Police

Bratton liberally quoted in new Playboy

PLayboy graphicThe February issue of Playboy, on sale starting today, has a long feature by Joe Domanick on LAPD chief William Bratton, or Supercop as the headline calls him. The piece, which is not available online, begins by sketching out the chief's pre-Los Angeles national profile — cover of Time in 1996, success in Boston and New York, the nights at Elaine's — and declares that today "he is not only the country's most famous police chief, he's also the most influential crime fighter in recent history." Domanick casts it partly in political terms:

It’s no wonder Bratton is rumored to be on the short list to head the Department of Homeland Security or the FBI in a Hillary Clinton administration. He’s so influential that his archnemesis, former New York City mayor and now Republican presidential hopeful Rudolph Giuliani—the man who fired him—twice made pilgrimages to L.A. last year in thinly veiled attempts to neutralize Bratton in the 2008 elections.

There’s little doubt Bratton will be a force in those elections, as the man who puts fighting crime at center stage. Crime may be low in Los Angeles and astoundingly low in New York City, but if you live in Detroit, where the murder rate is seven times that of New York’s, or in Newark, where the homicide rate is three times that of L.A.’s—or in a score of other cities across the nation—a “gathering storm” of
crime is brewing after a historic nationwide decline, says Bratton. That storm can be abated, he believes, through the management and deployment strategies and community-backed policing he has championed. “Cops matter,” he says simply.

Bratton's agenda, though, is described as fixing the racial issues behind crime.

By placing police and public safety at the forefront of the public consciousness, he hopes to achieve a complex goal: using the police to solve the problem of race in America. “If we don’t solve the race issue,” he says, “we’ll never solve the other issues. The police have traditionally been the flash point for so many of America’s racial problems.”

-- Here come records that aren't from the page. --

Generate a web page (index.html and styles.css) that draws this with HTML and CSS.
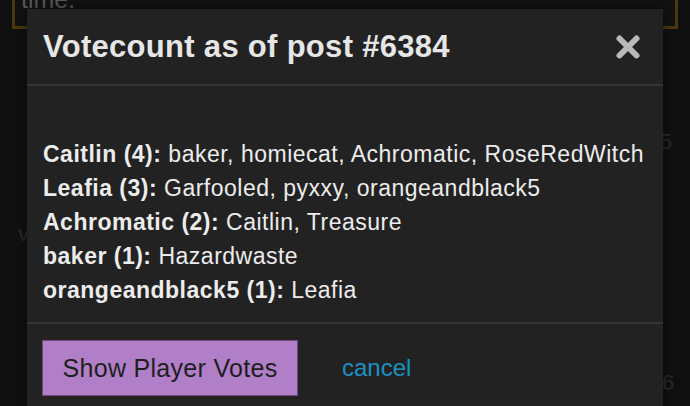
FILE: index.html
```html
<!DOCTYPE html>
<html>
<head>
<meta charset="utf-8">
<link rel="stylesheet" href="styles.css">
</head>
<body>
<div class="page">
  <div class="quote"><span class="quote-text">time.</span></div>
  <div class="bg-line bg-5">5</div>
  <div class="bg-line bg-v">v</div>
  <div class="bg-line bg-6">6</div>
</div>
<div class="modal">
  <div class="modal-header">
    <h2 class="title">Votecount as of post #6384</h2>
    <svg class="close" width="26" height="26" viewBox="0 0 26 26" aria-hidden="true">
      <path d="M4.5 4.5 L21.5 21.5 M21.5 4.5 L4.5 21.5" stroke="#b9b9b9" stroke-width="6" stroke-linecap="round"/>
    </svg>
  </div>
  <div class="modal-body">
    <div class="vote"><b>Caitlin (4):</b> baker, homiecat, Achromatic, RoseRedWitch</div>
    <div class="vote"><b>Leafia (3):</b> Garfooled, pyxxy, orangeandblack5</div>
    <div class="vote"><b>Achromatic (2):</b> Caitlin, Treasure</div>
    <div class="vote"><b>baker (1):</b> Hazardwaste</div>
    <div class="vote"><b>orangeandblack5 (1):</b> Leafia</div>
  </div>
  <div class="modal-footer">
    <button class="btn-primary">Show Player Votes</button>
    <a class="cancel">cancel</a>
  </div>
</div>
</body>
</html>
```
FILE: styles.css
```css
html, body {
  margin: 0;
  padding: 0;
  width: 690px;
  height: 406px;
  overflow: hidden;
  background: #101010;
  font-family: "Liberation Sans", Arial, sans-serif;
}
.page {
  position: relative;
  width: 690px;
  height: 406px;
}
.quote {
  margin-left: 12px;
  width: 666px;
  height: 44px;
  border: 3px solid #4a3810;
  border-top: none;
  box-sizing: border-box;
  padding-left: 6px;
  background: #121212;
}
.quote-text {
  display: block;
  margin-top: -15px;
  color: #5a5a5a;
  font-size: 25px;
}
.bg-line {
  position: absolute;
  color: #2a2a2a;
  font-size: 22px;
}
.bg-5 { left: 660px; top: 144px; }
.bg-v { left: 18px; top: 236px; }
.bg-6 { left: 662px; top: 385px; }

.modal {
  position: absolute;
  left: 27px;
  top: 9px;
  width: 636px;
  height: 420px;
  background: #222222;
  box-shadow: 0 0 12px rgba(0,0,0,0.5);
}
.modal-header {
  height: 75px;
  display: flex;
  align-items: center;
  justify-content: space-between;
  padding: 0 22px 0 16px;
  border-bottom: 2px solid #353535;
}
.title {
  margin: 0;
  color: #e6e6e6;
  font-size: 31px;
  font-weight: bold;
  letter-spacing: 0.3px;
  white-space: nowrap;
}
.close { display: block; }
.modal-body {
  padding: 51px 16px 16px;
  height: 169px;
  border-bottom: 2px solid #353535;
}
.vote {
  color: #ececec;
  font-size: 23px;
  letter-spacing: 0.5px;
  line-height: 34px;
}
.vote b { font-weight: bold; }
.modal-footer {
  display: flex;
  align-items: center;
  padding: 16px 15px;
  gap: 44px;
}
.btn-primary {
  width: 256px;
  height: 56px;
  background: #b07fc8;
  border: 1px solid #6b4a7c;
  color: #1e1e1e;
  font-family: "Liberation Sans", Arial, sans-serif;
  font-size: 25px;
  letter-spacing: 0.3px;
  padding: 0;
}
.cancel {
  color: #1b91c4;
  font-size: 24px;
}
```
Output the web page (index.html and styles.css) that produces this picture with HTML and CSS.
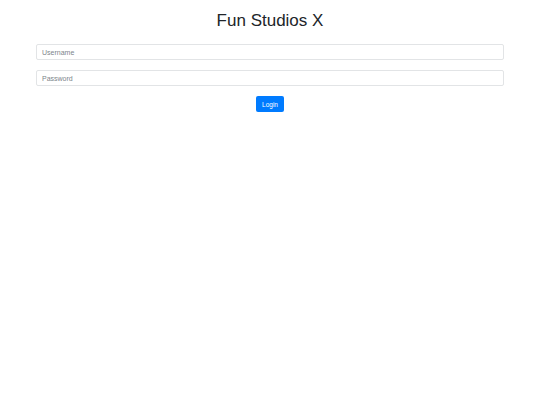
FILE: index.html
```html
<!DOCTYPE html>
<html>
<head>
<meta charset="utf-8">
<link rel="stylesheet" href="styles.css">
</head>
<body>
<div class="page">
  <h1 class="title">Fun Studios X</h1>
  <form class="login">
    <input class="field" type="text" placeholder="Username">
    <input class="field" type="password" placeholder="Password">
    <button class="btn" type="button">Login</button>
  </form>
</div>
</body>
</html>
```

FILE: styles.css
```css
html, body {
  margin: 0;
  padding: 0;
  background: #fff;
}
body {
  font-family: "Liberation Sans", Arial, sans-serif;
  color: #212529;
}
.page {
  padding: 0 36px;
}
.title {
  margin: 0;
  padding-top: 11px;
  height: 33px;
  font-size: 17px;
  font-weight: 400;
  line-height: 20px;
  text-align: center;
  box-sizing: content-box;
}
.login {
  display: flex;
  flex-direction: column;
  align-items: center;
  gap: 10px;
}
.field {
  box-sizing: border-box;
  width: 100%;
  height: 16px;
  margin: 0;
  padding: 0 5px;
  border: 1px solid #e2e4e6;
  border-radius: 2px;
  font-family: "Liberation Sans", Arial, sans-serif;
  font-size: 7px;
  color: #495057;
  outline: none;
}
.field::placeholder {
  color: #7d848b;
}
.btn {
  box-sizing: border-box;
  width: 28px;
  height: 16px;
  padding: 0;
  border: none;
  border-radius: 2px;
  background: #007bff;
  color: #fff;
  font-family: "Liberation Sans", Arial, sans-serif;
  font-size: 6.5px;
}
```
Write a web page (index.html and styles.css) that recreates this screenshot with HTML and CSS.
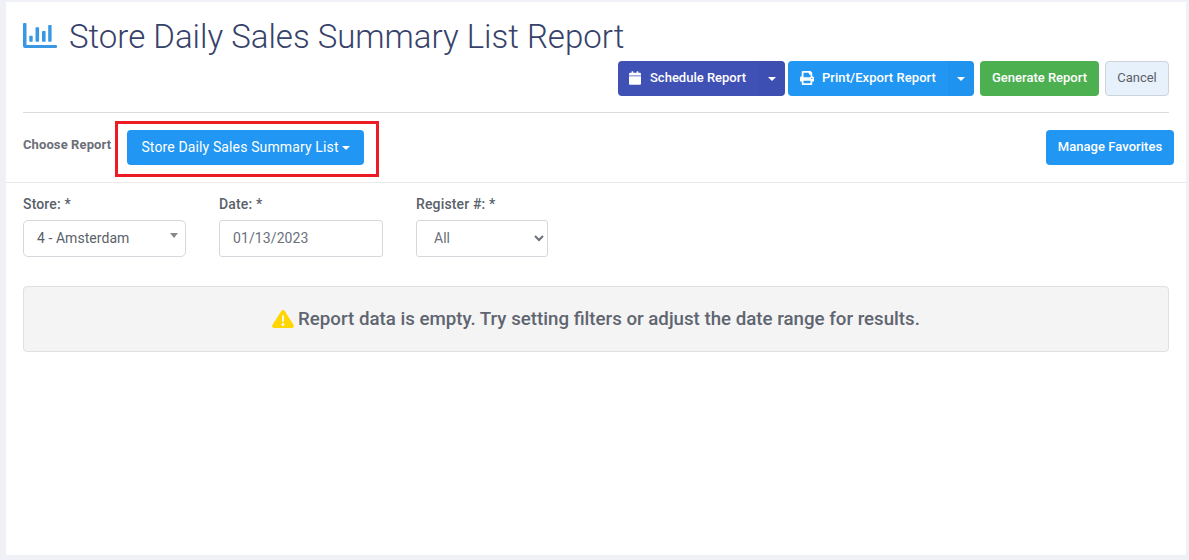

As for getting the job in L.A. after Mayor James Hahn decided to get rid of Bernard Parks, Bratton says L.A. was cool on him at first:

“The Los Angeles Times did a series of profiles on prospective chiefs,” says Bratton, “and nearly killed me with this very disparaging article about this slick Bratton guy from New York.” Then Rick Caruso, a wealthy local developer who was the Police Commission president at the time, “made it quite clear through intermediaries that I shouldn’t apply and wasn’t wanted because I was too brash.” Bratton, moreover, had studiously prepared for the job with the help of his new wife, trial lawyer and former Court TV anchor Rikki Klieman. “I put together a package of materials that was about this thick,” says Bratton, holding up his right thumb and index finger and spreading them wide, “including my plan for what I would do if selected chief. And people even took offense at that. ‘Imagine the gall of this guy coming here with all this stuff. Who does he think he is?’ That was the attitude. The mayor slid into my camp only after one of his top aides went to New York and met with former New York governor Mario Cuomo, Judge Milton Mollen, who headed an investigation into New York police corruption, and rank-and-file cops and came back appreciating what I’d done there.”

The story describes how Bratton won over Parks-backer John Mack, then of the Urban League, and brought many of the department's smartest critics inside. The chief says his politcal positions are very aligned with those of Hillary and Bill Clinton, but he has that long history with Rudy Giuliani and calls himself “a political independent. It’s nice to be on good terms with both the leading presidential candidates, because crime is coming back.”